▶ Problem
Quote the whole listing word for word, please.

▶ Data block

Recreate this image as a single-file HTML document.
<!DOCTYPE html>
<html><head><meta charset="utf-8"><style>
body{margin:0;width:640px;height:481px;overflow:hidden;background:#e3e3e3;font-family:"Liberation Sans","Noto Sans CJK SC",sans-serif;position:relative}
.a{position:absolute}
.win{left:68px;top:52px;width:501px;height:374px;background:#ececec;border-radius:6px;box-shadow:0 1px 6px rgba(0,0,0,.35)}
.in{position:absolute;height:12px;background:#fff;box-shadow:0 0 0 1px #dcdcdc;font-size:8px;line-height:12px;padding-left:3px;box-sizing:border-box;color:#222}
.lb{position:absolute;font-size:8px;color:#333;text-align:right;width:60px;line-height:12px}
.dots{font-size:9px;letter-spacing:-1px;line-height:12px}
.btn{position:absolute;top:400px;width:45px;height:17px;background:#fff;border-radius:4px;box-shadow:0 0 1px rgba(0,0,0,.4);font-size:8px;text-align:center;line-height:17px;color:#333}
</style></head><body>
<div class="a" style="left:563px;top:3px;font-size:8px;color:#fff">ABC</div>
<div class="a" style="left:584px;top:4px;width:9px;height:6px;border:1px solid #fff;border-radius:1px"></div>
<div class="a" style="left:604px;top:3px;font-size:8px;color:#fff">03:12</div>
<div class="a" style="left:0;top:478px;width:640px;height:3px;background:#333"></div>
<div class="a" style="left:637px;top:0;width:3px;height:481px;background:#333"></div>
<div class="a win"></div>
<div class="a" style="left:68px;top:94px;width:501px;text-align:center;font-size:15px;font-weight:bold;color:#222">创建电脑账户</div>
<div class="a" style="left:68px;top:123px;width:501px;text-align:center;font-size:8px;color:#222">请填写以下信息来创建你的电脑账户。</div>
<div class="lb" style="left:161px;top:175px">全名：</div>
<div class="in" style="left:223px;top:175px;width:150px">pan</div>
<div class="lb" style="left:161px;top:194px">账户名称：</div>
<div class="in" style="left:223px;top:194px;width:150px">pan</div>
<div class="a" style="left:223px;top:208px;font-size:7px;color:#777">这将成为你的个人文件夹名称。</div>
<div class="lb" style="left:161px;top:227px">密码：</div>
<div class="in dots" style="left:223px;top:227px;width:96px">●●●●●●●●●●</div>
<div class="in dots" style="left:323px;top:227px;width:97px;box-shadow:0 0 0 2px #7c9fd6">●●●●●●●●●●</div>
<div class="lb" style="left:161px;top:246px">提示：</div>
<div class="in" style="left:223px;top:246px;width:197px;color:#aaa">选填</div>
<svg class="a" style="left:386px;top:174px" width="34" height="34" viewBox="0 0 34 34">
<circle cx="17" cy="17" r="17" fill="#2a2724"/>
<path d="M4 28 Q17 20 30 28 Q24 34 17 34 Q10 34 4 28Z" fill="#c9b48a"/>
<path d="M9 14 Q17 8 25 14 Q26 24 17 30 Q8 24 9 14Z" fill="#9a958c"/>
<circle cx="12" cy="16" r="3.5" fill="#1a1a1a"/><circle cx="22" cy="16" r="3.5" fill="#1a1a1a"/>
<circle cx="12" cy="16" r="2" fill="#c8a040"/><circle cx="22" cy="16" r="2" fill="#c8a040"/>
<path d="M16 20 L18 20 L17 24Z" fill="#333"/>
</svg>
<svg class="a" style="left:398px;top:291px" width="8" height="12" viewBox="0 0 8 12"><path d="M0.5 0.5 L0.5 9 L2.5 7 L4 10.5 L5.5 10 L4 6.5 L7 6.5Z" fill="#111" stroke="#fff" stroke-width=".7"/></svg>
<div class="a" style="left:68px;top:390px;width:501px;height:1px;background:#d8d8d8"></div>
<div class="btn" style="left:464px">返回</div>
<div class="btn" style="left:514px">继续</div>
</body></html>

▶ Written reply
Recreate this image as a single-file HTML document.
<!DOCTYPE html>
<html><head><meta charset="utf-8"><style>
body{margin:0;width:640px;height:481px;overflow:hidden;background:#e3e3e3;font-family:"Liberation Sans","Noto Sans CJK SC",sans-serif;position:relative}
.a{position:absolute}
.win{left:68px;top:52px;width:501px;height:374px;background:#ececec;border-radius:6px;box-shadow:0 1px 6px rgba(0,0,0,.35)}
.in{position:absolute;height:12px;background:#fff;box-shadow:0 0 0 1px #dcdcdc;font-size:8px;line-height:12px;padding-left:3px;box-sizing:border-box;color:#222}
.lb{position:absolute;font-size:8px;color:#333;text-align:right;width:60px;line-height:12px}
.dots{font-size:9px;letter-spacing:-1px;line-height:12px}
.btn{position:absolute;top:400px;width:45px;height:17px;background:#fff;border-radius:4px;box-shadow:0 0 1px rgba(0,0,0,.4);font-size:8px;text-align:center;line-height:17px;color:#333}
</style></head><body>
<div class="a" style="left:563px;top:3px;font-size:8px;color:#fff">ABC</div>
<div class="a" style="left:584px;top:4px;width:9px;height:6px;border:1px solid #fff;border-radius:1px"></div>
<div class="a" style="left:604px;top:3px;font-size:8px;color:#fff">03:12</div>
<div class="a" style="left:0;top:478px;width:640px;height:3px;background:#333"></div>
<div class="a" style="left:637px;top:0;width:3px;height:481px;background:#333"></div>
<div class="a win"></div>
<div class="a" style="left:68px;top:94px;width:501px;text-align:center;font-size:15px;font-weight:bold;color:#222">创建电脑账户</div>
<div class="a" style="left:68px;top:123px;width:501px;text-align:center;font-size:8px;color:#222">请填写以下信息来创建你的电脑账户。</div>
<div class="lb" style="left:161px;top:175px">全名：</div>
<div class="in" style="left:223px;top:175px;width:150px">pan</div>
<div class="lb" style="left:161px;top:194px">账户名称：</div>
<div class="in" style="left:223px;top:194px;width:150px">pan</div>
<div class="a" style="left:223px;top:208px;font-size:7px;color:#777">这将成为你的个人文件夹名称。</div>
<div class="lb" style="left:161px;top:227px">密码：</div>
<div class="in dots" style="left:223px;top:227px;width:96px">●●●●●●●●●●</div>
<div class="in dots" style="left:323px;top:227px;width:97px;box-shadow:0 0 0 2px #7c9fd6">●●●●●●●●●●</div>
<div class="lb" style="left:161px;top:246px">提示：</div>
<div class="in" style="left:223px;top:246px;width:197px;color:#aaa">选填</div>
<svg class="a" style="left:386px;top:174px" width="34" height="34" viewBox="0 0 34 34">
<circle cx="17" cy="17" r="17" fill="#2a2724"/>
<path d="M4 28 Q17 20 30 28 Q24 34 17 34 Q10 34 4 28Z" fill="#c9b48a"/>
<path d="M9 14 Q17 8 25 14 Q26 24 17 30 Q8 24 9 14Z" fill="#9a958c"/>
<circle cx="12" cy="16" r="3.5" fill="#1a1a1a"/><circle cx="22" cy="16" r="3.5" fill="#1a1a1a"/>
<circle cx="12" cy="16" r="2" fill="#c8a040"/><circle cx="22" cy="16" r="2" fill="#c8a040"/>
<path d="M16 20 L18 20 L17 24Z" fill="#333"/>
</svg>
<svg class="a" style="left:398px;top:291px" width="8" height="12" viewBox="0 0 8 12"><path d="M0.5 0.5 L0.5 9 L2.5 7 L4 10.5 L5.5 10 L4 6.5 L7 6.5Z" fill="#111" stroke="#fff" stroke-width=".7"/></svg>
<div class="a" style="left:68px;top:390px;width:501px;height:1px;background:#d8d8d8"></div>
<div class="btn" style="left:464px">返回</div>
<div class="btn" style="left:514px">继续</div>
</body></html>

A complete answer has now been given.